Like most ancient texts Soopa Shastra does not specify exact quantities of ingredients used. Although he describes cooking procedures in great detail, obvious ingredients like salt are not always mentioned. It appears that the author wanted those who try to cook using his recipes should exercise their own judgment and individual tastes regarding quantizes and seasoning. He states that he is indebted to Bhīma and Nala of the Hindu epic Mahabharata (circa 400BC) and Gauri, a character in Halasya Mahatmaya in Skanda Purana (composed between 750 and 1000A.D.) and that he has collected the essence of their opinions about cooking in this work.
The first chapter deals with thirty five snacks most of which have become obsolete, although some of them have survived; Jangiri is one that has survived, but Mangarasa calls it by a beautiful name of Amritavallari, writes Jyotsna Kamat, a research scholar. Despite Karnataka being in the south of India, an exceptionally large number of dishes were prepared wheat at the time of Mangarasa III. Even today, most people of Karnataka consume approximately equal quantities of rice, wheat and ragi (millet).
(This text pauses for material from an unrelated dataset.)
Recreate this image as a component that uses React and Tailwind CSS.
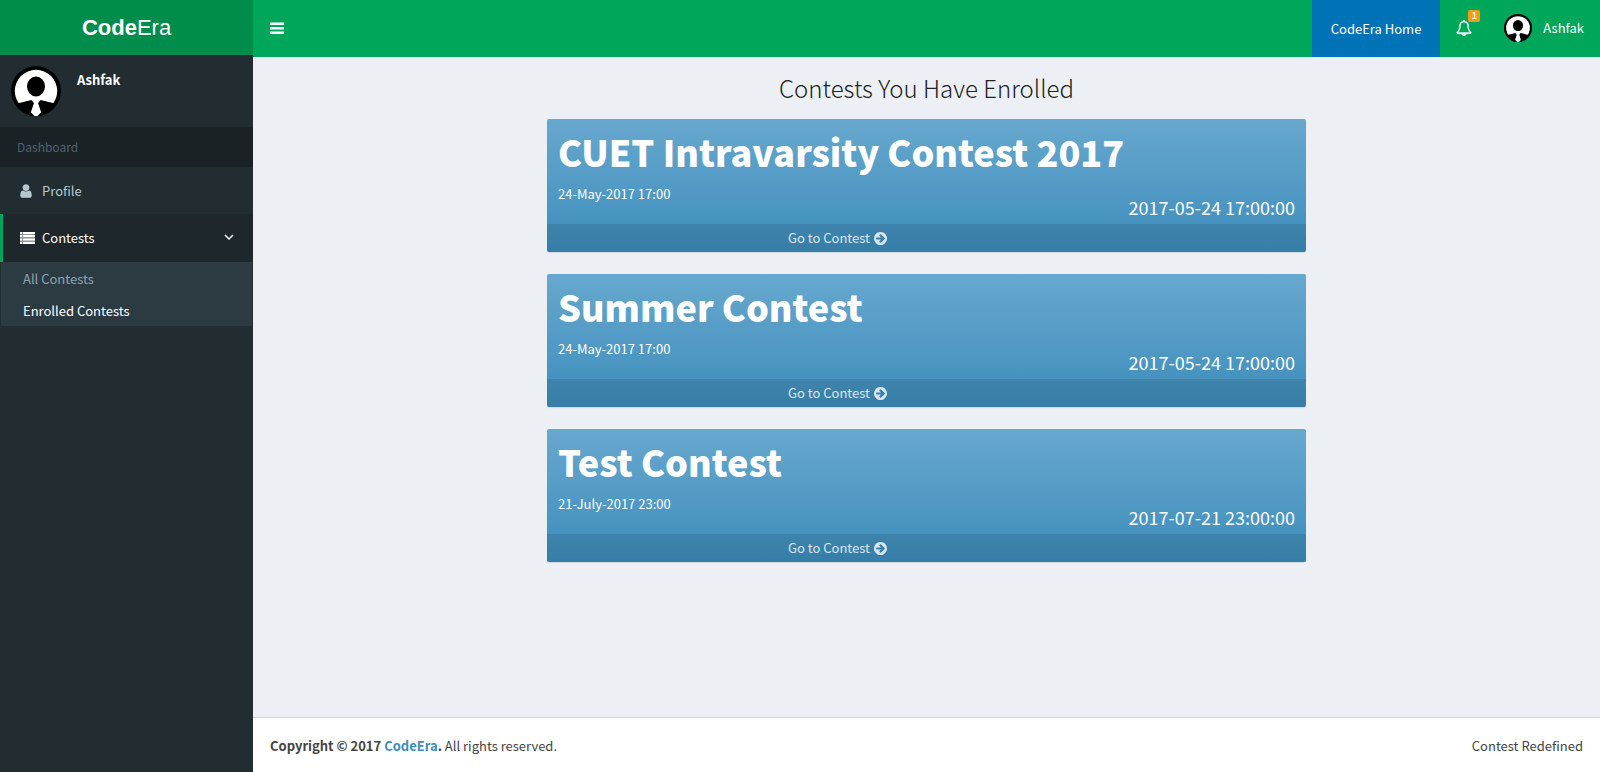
const contests = [
  { name: 'CUET Intravarsity Contest 2017', date: '24-May-2017 17:00', start: '2017-05-24 17:00:00' },
  { name: 'Summer Contest', date: '24-May-2017 17:00', start: '2017-05-24 17:00:00' },
  { name: 'Test Contest', date: '21-July-2017 23:00', start: '2017-07-21 23:00:00' },
];

function Avatar({ className }) {
  return (
    <svg viewBox="0 0 50 50" className={className} aria-hidden="true">
      <circle cx="25" cy="25" r="25" fill="#000" />
      <circle cx="25" cy="25" r="21.2" fill="#fff" />
      <ellipse cx="25" cy="20.500" rx="9" ry="10" fill="#000" />
      <path d="M6 37.500L20.500 34l2.500 3-3 9L23 50C15 49.500 9.500 45.500 6 37.500zM44 37.500L29.500 34l-2.500 3 3 9L27 50c8-.5 13.500-4.500 17-12.500z" fill="#000" />
      <path d="M22 34.500h6l-1.200 3.500 3.200 8.500L26.500 50h-3L20 46.500l3.200-8.500z" fill="#fff" />
    </svg>
  );
}

function UserIcon() {
  return (
    <svg viewBox="0 0 1792 1792" className="size-4 shrink-0" fill="currentColor" aria-hidden="true">
      <path d="M1536 1399q0 109-62.500 187t-150.500 78h-854q-88 0-150.500-78t-62.500-187q0-85 8.500-160.500t31.500-152 58.500-131 94-89 134.500-34.500q131 128 313 128t313-128q76 0 134.500 34.500t94 89 58.500 131 31.500 152 8.500 160.500zm-256-887q0 159-112.500 271.500t-271.500 112.500-271.500-112.500-112.500-271.500 112.500-271.500 271.500-112.500 271.500 112.500 112.500 271.500z" />
    </svg>
  );
}

function ListIcon() {
  return (
    <svg viewBox="0 0 15 12" className="h-3 w-[15px] shrink-0" fill="currentColor" aria-hidden="true">
      <path d="M0 0h15v12H0z" opacity=".5" />
      <path d="M0 0h2v2H0zM3 0h12v2H3zM0 3h2v2H0zM3 3h12v2H3zM0 6.500h2v2H0zM3 6.500h12v2H3zM0 10h2v2H0zM3 10h12v2H3z" />
    </svg>
  );
}

function ArrowIcon() {
  return (
    <svg viewBox="0 0 1536 1536" className="size-[13px] shrink-0" fill="currentColor" aria-hidden="true">
      <path transform="translate(-128 -128)" d="M1413 896q0-27-18-45l-91-91-362-362q-18-18-45-18t-45 18l-91 91q-18 18-18 45t18 45l189 189h-502q-26 0-45 19t-19 45v128q0 26 19 45t45 19h502l-189 189q-18 18-18 45t18 45l91 91q18 18 45 18t45-18l362-362 91-91q18-18 18-45zm251 0q0 209-103 385.500t-279.500 279.500-385.500 103-385.500-103-279.500-279.500-103-385.500 103-385.500 279.500-279.500 385.500-103 385.500 103 279.500 279.500 103 385.500z" />
    </svg>
  );
}

function BellIcon() {
  return (
    <svg viewBox="0 0 1792 1792" className="size-4" fill="currentColor" stroke="currentColor" strokeWidth="40" aria-hidden="true">
      <path d="M912 1696q0-16-16-16-59 0-101.500-42.500t-42.500-101.500q0-16-16-16t-16 16q0 73 51.500 124.500t124.500 51.500q16 0 16-16zm-666-288h1300q-266-300-266-832 0-51-24-105t-69-103-121.500-80.500-169.500-31.500-169.500 31.500-121.500 80.500-69 103-24 105q0 532-266 832zm1482 0q0 52-38 90t-90 38h-448q0 106-75 181t-181 75-181-75-75-181h-448q-52 0-90-38t-38-90q50-42 91-88t85-119.500 74.500-158.500 50-206 19.500-260q0-152 117-282.500t307-158.500q-8-19-8-39 0-40 28-68t68-28 68 28 28 68q0 20-8 39 190 28 307 158.500t117 282.500q0 139 19.500 260t50 206 74.500 158.500 85 119.500 91 88z" />
    </svg>
  );
}

function Sidebar() {
  return (
    <aside className="flex w-[253px] shrink-0 flex-col bg-[#222d32]">
      <a
        href="#"
        className="flex h-[55px] items-center justify-center bg-[#008d4c] font-['Liberation_Sans',sans-serif] text-[22px] text-white"
      >
        <span><b>Code</b>Era</span>
      </a>
      <div className="flex h-[72px] items-start gap-4 p-[11px]">
        <Avatar className="size-[50px] shrink-0" />
        <p className="pt-1 leading-5 font-bold text-white">Ashfak</p>
      </div>
      <nav>
        <h2 className="flex h-10 items-center bg-[#1a2226] px-[17px] text-xs text-[#4b646f]">Dashboard</h2>
        <a href="#" className="flex h-[47px] items-center gap-2 pl-[18px] text-[#b8c7ce]">
          <UserIcon />
          Profile
        </a>
        <button
          type="button"
          className="flex h-12 w-full items-center gap-[7px] border-l-3 border-[#00a65a] bg-[#1e282c] pr-[19px] pl-[17px] text-white"
        >
          <ListIcon />
          Contests
          <svg viewBox="0 0 10 10" className="ml-auto size-2.5" fill="none" stroke="currentColor" strokeWidth="1.5" aria-hidden="true">
            <path d="M1 2l4 4 4-4" />
          </svg>
        </button>
        <ul className="mx-px h-16 bg-[#2c3b41] pt-px pl-[22px]">
          <li><a href="#" className="flex h-8 items-center text-[#8aa4af]">All Contests</a></li>
          <li><a href="#" className="flex h-8 items-center text-white">Enrolled Contests</a></li>
        </ul>
      </nav>
    </aside>
  );
}

function TopBar() {
  return (
    <header className="flex h-[57px] items-stretch bg-[#00a65a] text-white">
      <button type="button" aria-label="Toggle navigation" className="px-[17px] pb-0.5">
        <svg viewBox="0 0 14 12" className="h-3 w-3.5" fill="currentColor" aria-hidden="true">
          <path d="M0 .5h14v2.500H0zM0 5h14v2.500H0zM0 9.500h14V12H0z" />
        </svg>
      </button>
      <a href="#" className="ml-auto flex items-center bg-[#0073b7] px-[19px]">CodeEra Home</a>
      <button type="button" aria-label="Notifications" className="relative px-4 pb-0.5">
        <BellIcon />
        <span className="absolute top-2.5 right-2 flex h-3 w-3 items-center justify-center rounded-xs bg-[#f39c12] text-[9px] font-bold">1</span>
      </button>
      <button type="button" className="flex items-center gap-[11px] px-4 pb-0.5">
        <Avatar className="size-7" />
        Ashfak
      </button>
    </header>
  );
}

function ContestCard({ contest }) {
  return (
    <article className="overflow-hidden rounded-xs bg-linear-to-t from-[#3c8dbc] to-[#67a8ce] text-white shadow-[0_1px_1px_rgba(0,0,0,0.1)]">
      <div className="h-[105px] px-[11px] pt-[9px]">
        <h2 className="text-[36px] leading-[46px] font-black">{contest.name}</h2>
        <p className="pt-2 leading-6">{contest.date}</p>
        <p className="-mt-2 text-right text-lg leading-[18px]">{contest.start}</p>
      </div>
      <a href="#" className="flex h-7 items-center gap-1 bg-black/10 pl-[241px] text-white/80">
        Go to Contest
        <ArrowIcon />
      </a>
    </article>
  );
}

export default function App() {
  return (
    <div className="flex min-h-screen bg-[#222d32] font-['Noto_Sans_CJK_SC',sans-serif] text-[13px]">
      <Sidebar />
      <div className="flex min-w-0 flex-1 flex-col bg-[#ecf0f5]">
        <TopBar />
        <main className="flex-1 px-4 pt-4">
          <h1 className="h-[46px] text-center text-2xl leading-[30px] font-light text-[#222]">Contests You Have Enrolled</h1>
          <div className="mx-auto flex max-w-[759px] flex-col gap-[22px]">
            {contests.map((contest) => (
              <ContestCard key={contest.name} contest={contest} />
            ))}
          </div>
        </main>
        <footer className="flex h-[55px] items-center justify-between border-t border-[#d2d6de] bg-white px-[17px] pt-0.5 text-[#444]">
          <p>
            <strong>Copyright © 2017 <a href="#" className="text-[#3c8dbc]">CodeEra</a>.</strong> All rights reserved.
          </p>
          <p>Contest Redefined</p>
        </footer>
      </div>
    </div>
  );
}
He goes on to describe seven types of cooking methods and six types of food. Cooking methods include roasting, baking, boiling, brewing or distilling, steam cooking, seasoning or tempering and prolonged heating to refine a dish. Even when the basic ingredients are the same, different methods of preparation considerably changed the taste and texture of the end products. In some recipes either ingredients or cooked food is wrapped in leaves of plantain, betel, or turmeric and tied with strings made from the bark of plants. The implication is that the food absorbs the flavors of these leaves and its taste is enhanced. Some the techniques described are highly labor intensive and perhaps the reason why they have become obsolete over the years.
There are detailed descriptions of processing wheat for cooking. Pieces of stone and mud should be removed from wheat grains and then it should be washed with water, dried and pounded to remove husk. It should be pounded further to make flour of various grades – coarse, fine, very fine and so on. The very fine flour is used for making different types of bread. Wheat based dishes are prepared using various cooking techniques – roasted, baked, steamed or fried. Roasting itself took several forms: baked between two plates, with hot coal above and below, baked over hot griddle, baked on a griddle under cover of a cup, a cup cover above and live coal below.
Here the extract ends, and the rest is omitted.